▶ [AIM]:
Report the total number of lines that include the string "styles", without any other text.

▶ [PROVIDED MATERIAL]:
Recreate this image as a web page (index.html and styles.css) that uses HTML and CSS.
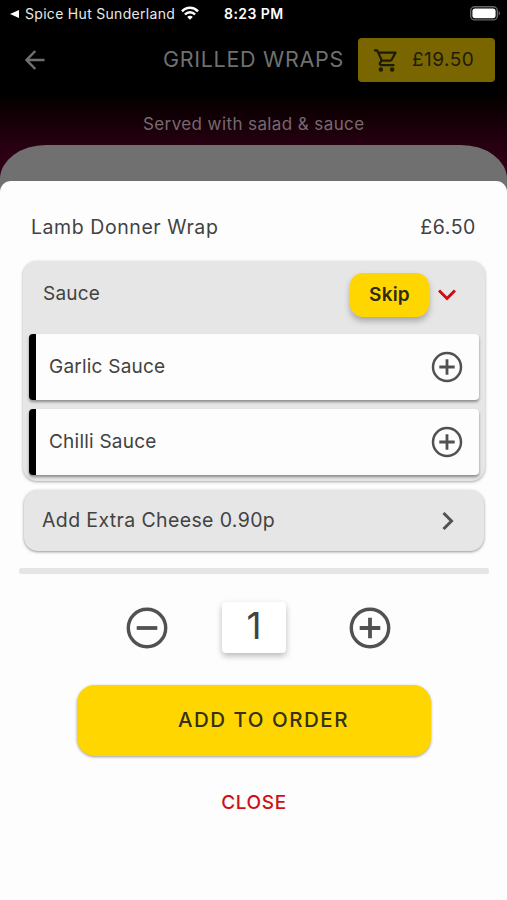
FILE: index.html
```html
<!DOCTYPE html>
<html lang="en">
<head>
<meta charset="utf-8">
<meta name="viewport" content="width=device-width, initial-scale=1">
<title>Grilled Wraps</title>
<link rel="stylesheet" href="styles.css">
</head>
<body>
<div class="screen">
  <div class="status">
    <svg class="back-app" viewBox="0 0 9 8"><path d="M0 4 9 0v8z" fill="#fff"/></svg>
    <span class="app-name">Spice Hut Sunderland</span>
    <svg class="wifi" viewBox="0 0 18 14" fill="none" stroke="#fff" stroke-width="2.5"><path d="M1 5.300C5.500.5 12.500.5 17 5.300M3.900 8.500c2.900-3 7.300-3 10.200 0"/><path d="M6.200 10.900c1.600-1.500 4-1.500 5.600 0L9 13.800z" fill="#fff" stroke="none"/></svg>
    <span class="time">8:23 PM</span>
    <svg class="battery" viewBox="0 0 31 15"><rect x=".7" y=".7" width="26.600" height="13.200" rx="4" fill="#000" stroke="#666" stroke-width="1.400"/><rect x="2.400" y="2.400" width="23.200" height="9.800" rx="2.600" fill="#fff"/><path d="M28.600 5c1.800.6 1.800 4 0 4.600z" fill="#666"/></svg>
  </div>
  <header class="header">
    <svg class="arrow" viewBox="0 0 20 20" fill="none" stroke="#707070" stroke-width="2.500"><path d="M19.500 10H1.800M10.300 1 1.500 10l8.800 9"/></svg>
    <h1 class="title">GRILLED WRAPS</h1>
    <div class="basket">
      <svg class="cart" viewBox="0 0 24 24" fill="#1d1b09"><path d="M15.550 13c.75 0 1.410-.41 1.750-1.030l3.580-6.490A1 1 0 0 0 20.010 4H5.210l-.94-2H1v2h2l3.600 7.590-1.350 2.440C4.520 15.370 5.480 17 7 17h12v-2H7l1.100-2h7.450zM6.160 6h12.150l-2.760 5H8.530L6.160 6zM7 18a2 2 0 1 0 0 4 2 2 0 0 0 0-4zm10 0a2 2 0 1 0 0 4 2 2 0 0 0 0-4z"/></svg>
      <span class="total">£19.50</span>
    </div>
  </header>
  <p class="subtitle">Served with salad &amp; sauce</p>
  <div class="backdrop">
    <main class="sheet">
      <div class="item"><span class="item-name">Lamb Donner Wrap</span><span class="item-price">£6.50</span></div>
      <section class="group">
        <div class="group-head">
          <span class="label">Sauce</span>
          <button class="skip">Skip</button>
          <svg class="chev-down" viewBox="0 0 18 12" fill="none" stroke="#d20a11" stroke-width="3"><path d="m1 1.500 8 8 8-8"/></svg>
        </div>
        <div class="option"><span class="label">Garlic Sauce</span><svg class="plus" viewBox="0 0 32 32" fill="none" stroke="#515151" stroke-width="2.500"><circle cx="16" cy="16" r="14"/><path d="M8.300 16h15.400M16 8.300v15.400" stroke-width="2.800"/></svg></div>
        <div class="option"><span class="label">Chilli Sauce</span><svg class="plus" viewBox="0 0 32 32" fill="none" stroke="#515151" stroke-width="2.500"><circle cx="16" cy="16" r="14"/><path d="M8.300 16h15.400M16 8.300v15.400" stroke-width="2.800"/></svg></div>
      </section>
      <section class="extra"><span class="label cheese">Add Extra Cheese 0.90p</span><svg class="chev-right" viewBox="0 0 12 18" fill="none" stroke="#515151" stroke-width="3"><path d="m1.500 1 8 8-8 8"/></svg></section>
      <div class="divider"></div>
      <div class="quantity">
        <svg class="step" viewBox="0 0 42 42" fill="none" stroke="#515151" stroke-width="3.400"><circle cx="21" cy="21" r="18.700"/><path d="M10.700 21h20.600" stroke-width="3.800"/></svg>
        <span class="count">1</span>
        <svg class="step" viewBox="0 0 42 42" fill="none" stroke="#515151" stroke-width="3.400"><circle cx="21" cy="21" r="18.700"/><path d="M10.700 21h20.600M21 10.700v20.600" stroke-width="3.800"/></svg>
      </div>
      <button class="add">ADD TO ORDER</button>
      <button class="close">CLOSE</button>
    </main>
  </div>
</div>
</body>
</html>
```
FILE: styles.css
```css
* { box-sizing: border-box; }
body { margin: 0; font-family: Inter, "Liberation Sans", sans-serif; }
svg { display: block; flex: none; }
button { border: 0; padding: 0; background: none; font-family: inherit; }

.screen {
  width: 507px; height: 900px; overflow: hidden;
  display: flex; flex-direction: column;
  background: linear-gradient(#000 92px, #0c0003 108px, #250010 142px, #39001a 180px);
}
.status {
  height: 28px; display: flex; align-items: center; color: #fff;
  padding-left: 10px; font-size: 14px;
}
.back-app { width: 9px; height: 8px; }
.app-name { width: 151px; margin-left: 6px; margin-top: -1px; white-space: nowrap; letter-spacing: .3px; color: #e8e8e8; }
.wifi { width: 18px; height: 14px; margin-left: 5px; margin-top: -2px; }
.time { margin-left: 25px; margin-top: -1px; font-weight: 600; letter-spacing: .45px; white-space: nowrap; }
.battery { width: 31px; height: 15px; margin-left: auto; margin-right: 6px; margin-top: -1px; }

.header { height: 64px; display: flex; align-items: center; padding: 0 12px 0 25px; }
.arrow { width: 20px; height: 20px; }
.title {
  margin: -3px 0 0 118px; width: 181px; white-space: nowrap;
  font-size: 21.500px; line-height: 28px; font-weight: 400; color: #707070; letter-spacing: .7px;
}
.basket {
  width: 137px; height: 44px; margin-left: auto; border-radius: 4px;
  background: #796600; display: flex; align-items: center; padding-left: 15px; color: #1d1b09;
}
.cart { width: 27px; height: 27px; }
.total { margin: -2px 0 0 12px; font-size: 19px; letter-spacing: .45px; }

.subtitle {
  margin: 0; height: 53px; padding-top: 20px; padding-left: 143px;
  font-size: 17px; line-height: 24px; color: #756a6e; white-space: nowrap; letter-spacing: .4px;
}
.backdrop {
  flex: 1; padding-top: 36px; background: #707070;
  border-radius: 46px 46px 0 0 / 34px 34px 0 0;
}
.sheet {
  height: 719px; background: #fdfdfd; border-radius: 11px 11px 0 0;
  padding: 31px 18px 0 19px; color: #424242;
}
.item {
  display: flex; justify-content: space-between; padding: 0 13px 0 12px;
  font-size: 19.500px; line-height: 30px;
}
.item-name, .item-price, .label { white-space: nowrap; }
.item-name { letter-spacing: .57px; }
.item-price { letter-spacing: .6px; }

.group {
  height: 220px; margin: 19px 4px 0; padding: 0 5px; border-radius: 14px;
  background: #e6e6e6; box-shadow: 0 1px 3px rgba(0,0,0,.35);
}
.group-head { height: 73px; display: flex; align-items: center; padding: 0 24px 6px 15px; }
.label { font-size: 19px; line-height: 24px; letter-spacing: .22px; margin-top: -1px; }
.cheese { font-size: 19.500px; letter-spacing: .37px; }
.skip {
  width: 79px; height: 44px; margin-left: auto; border-radius: 13px; background: #ffd600;
  color: #2f2b12; font-size: 19px; font-weight: 600; letter-spacing: .2px;
  box-shadow: 0 4px 6px rgba(0,0,0,.28);
}
.chev-down { width: 18px; height: 12px; margin-left: 9px; margin-top: 1px; }
.option {
  height: 66px; margin: 0 1px 9px; border-left: 7px solid #000; border-radius: 4px;
  background: #fdfdfd; box-shadow: 0 2px 3px rgba(0,0,0,.4);
  display: flex; align-items: center; justify-content: space-between; padding: 0 16px 0 13px;
}
.plus { width: 32px; height: 32px; }

.extra {
  height: 61px; margin: 9px 5px 0; padding: 0 30px 0 18px; border-radius: 14px;
  background: #e6e6e6; box-shadow: 0 1px 3px rgba(0,0,0,.42);
  display: flex; align-items: center; justify-content: space-between;
}
.chev-right { width: 12px; height: 18px; }
.divider { height: 6px; margin-top: 17px; border-radius: 2px; background: #e5e5e5; }

.quantity { height: 54px; margin-top: 27px; padding-left: 107px; display: flex; align-items: center; }
.step { width: 42px; height: 42px; }
.count {
  width: 64px; height: 51px; margin: -1px 63px 0 54px; border-radius: 4px; background: #fff;
  box-shadow: 0 3px 6px rgba(0,0,0,.27);
  font-size: 37px; line-height: 48px; text-align: center;
}
.add {
  display: block; width: 354px; height: 71px; margin: 30px 0 0 58px; padding: 0 0 3px 19px;
  border-radius: 18px; background: #ffd600; color: #36311a;
  font-size: 20.500px; font-weight: 500; letter-spacing: 1.500px; box-shadow: 0 1px 3px rgba(0,0,0,.38);
}
.close {
  display: block; height: 30px; margin: 32px auto 0; color: #cf1016;
  font-size: 19px; line-height: 30px; font-weight: 500; letter-spacing: .6px;
}
```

▶ [RESULT FOR THIS TASK]:
3